>>
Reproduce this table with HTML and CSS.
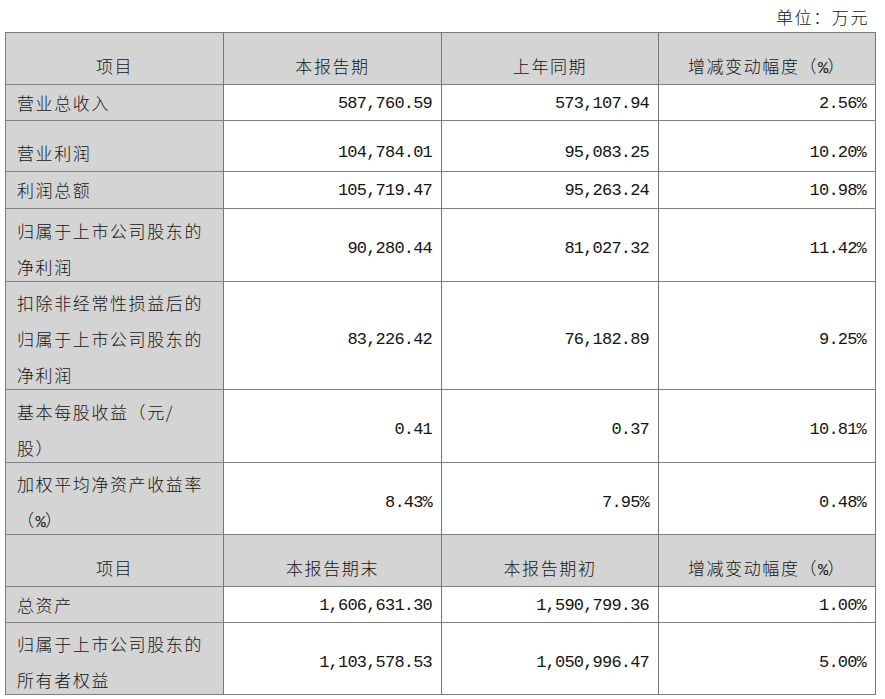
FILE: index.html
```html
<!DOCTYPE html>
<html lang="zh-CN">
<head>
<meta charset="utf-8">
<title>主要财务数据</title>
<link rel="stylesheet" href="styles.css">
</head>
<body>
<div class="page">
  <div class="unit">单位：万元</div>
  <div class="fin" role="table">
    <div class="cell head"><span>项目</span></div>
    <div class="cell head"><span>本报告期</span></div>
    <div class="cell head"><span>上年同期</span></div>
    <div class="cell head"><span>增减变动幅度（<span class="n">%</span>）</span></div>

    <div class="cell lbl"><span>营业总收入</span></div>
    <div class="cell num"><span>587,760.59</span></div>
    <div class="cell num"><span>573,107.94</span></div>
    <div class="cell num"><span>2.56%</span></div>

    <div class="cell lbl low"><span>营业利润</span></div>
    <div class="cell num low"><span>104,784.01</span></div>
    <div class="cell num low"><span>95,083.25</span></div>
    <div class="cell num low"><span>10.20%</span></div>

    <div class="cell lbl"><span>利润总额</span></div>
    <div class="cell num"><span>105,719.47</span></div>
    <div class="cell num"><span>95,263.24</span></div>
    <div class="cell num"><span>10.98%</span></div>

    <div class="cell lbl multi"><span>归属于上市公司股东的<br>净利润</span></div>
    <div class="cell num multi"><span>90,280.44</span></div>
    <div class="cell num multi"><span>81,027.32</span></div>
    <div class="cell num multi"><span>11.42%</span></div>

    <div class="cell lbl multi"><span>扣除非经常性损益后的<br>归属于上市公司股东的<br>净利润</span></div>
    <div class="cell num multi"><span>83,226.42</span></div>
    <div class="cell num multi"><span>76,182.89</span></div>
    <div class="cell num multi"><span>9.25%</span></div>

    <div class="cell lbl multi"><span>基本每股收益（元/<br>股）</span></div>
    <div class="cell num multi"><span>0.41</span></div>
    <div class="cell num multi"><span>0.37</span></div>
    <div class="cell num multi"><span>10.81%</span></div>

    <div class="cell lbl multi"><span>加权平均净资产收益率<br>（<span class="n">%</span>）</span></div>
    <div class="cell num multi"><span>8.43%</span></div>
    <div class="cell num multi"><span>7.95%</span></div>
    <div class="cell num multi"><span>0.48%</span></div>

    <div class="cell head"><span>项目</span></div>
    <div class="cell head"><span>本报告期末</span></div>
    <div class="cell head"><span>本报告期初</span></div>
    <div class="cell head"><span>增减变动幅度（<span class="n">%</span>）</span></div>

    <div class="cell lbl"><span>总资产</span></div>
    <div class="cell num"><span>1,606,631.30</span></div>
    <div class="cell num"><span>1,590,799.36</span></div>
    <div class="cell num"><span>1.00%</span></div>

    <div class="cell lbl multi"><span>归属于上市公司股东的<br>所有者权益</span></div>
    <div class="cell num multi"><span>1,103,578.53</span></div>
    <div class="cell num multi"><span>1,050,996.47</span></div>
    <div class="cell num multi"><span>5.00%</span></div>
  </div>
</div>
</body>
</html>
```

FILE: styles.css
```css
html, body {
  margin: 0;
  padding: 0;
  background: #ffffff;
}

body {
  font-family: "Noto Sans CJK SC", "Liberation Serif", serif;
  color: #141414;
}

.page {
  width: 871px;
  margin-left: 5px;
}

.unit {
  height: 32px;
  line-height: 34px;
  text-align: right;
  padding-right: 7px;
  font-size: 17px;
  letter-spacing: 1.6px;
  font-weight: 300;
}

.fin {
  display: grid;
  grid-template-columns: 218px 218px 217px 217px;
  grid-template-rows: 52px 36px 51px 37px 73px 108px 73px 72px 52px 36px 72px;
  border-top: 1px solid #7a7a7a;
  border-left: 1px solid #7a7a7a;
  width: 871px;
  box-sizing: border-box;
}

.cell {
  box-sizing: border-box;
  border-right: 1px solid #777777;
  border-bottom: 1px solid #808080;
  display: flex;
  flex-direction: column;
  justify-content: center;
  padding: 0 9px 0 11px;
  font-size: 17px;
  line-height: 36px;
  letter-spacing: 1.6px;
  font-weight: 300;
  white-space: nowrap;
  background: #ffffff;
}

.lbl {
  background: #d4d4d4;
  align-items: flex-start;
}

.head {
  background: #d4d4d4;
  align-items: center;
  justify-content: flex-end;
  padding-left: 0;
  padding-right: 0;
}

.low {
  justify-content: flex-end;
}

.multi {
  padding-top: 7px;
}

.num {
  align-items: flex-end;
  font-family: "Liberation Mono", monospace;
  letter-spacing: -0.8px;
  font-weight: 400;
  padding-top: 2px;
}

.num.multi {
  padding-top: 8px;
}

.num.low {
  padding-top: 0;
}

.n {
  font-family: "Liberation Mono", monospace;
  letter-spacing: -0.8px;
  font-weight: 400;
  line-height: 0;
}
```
<<
#### What this task involves
How many lines in the listing above contain the string "table"? Answer with the number only.

#### Result for this exercise
2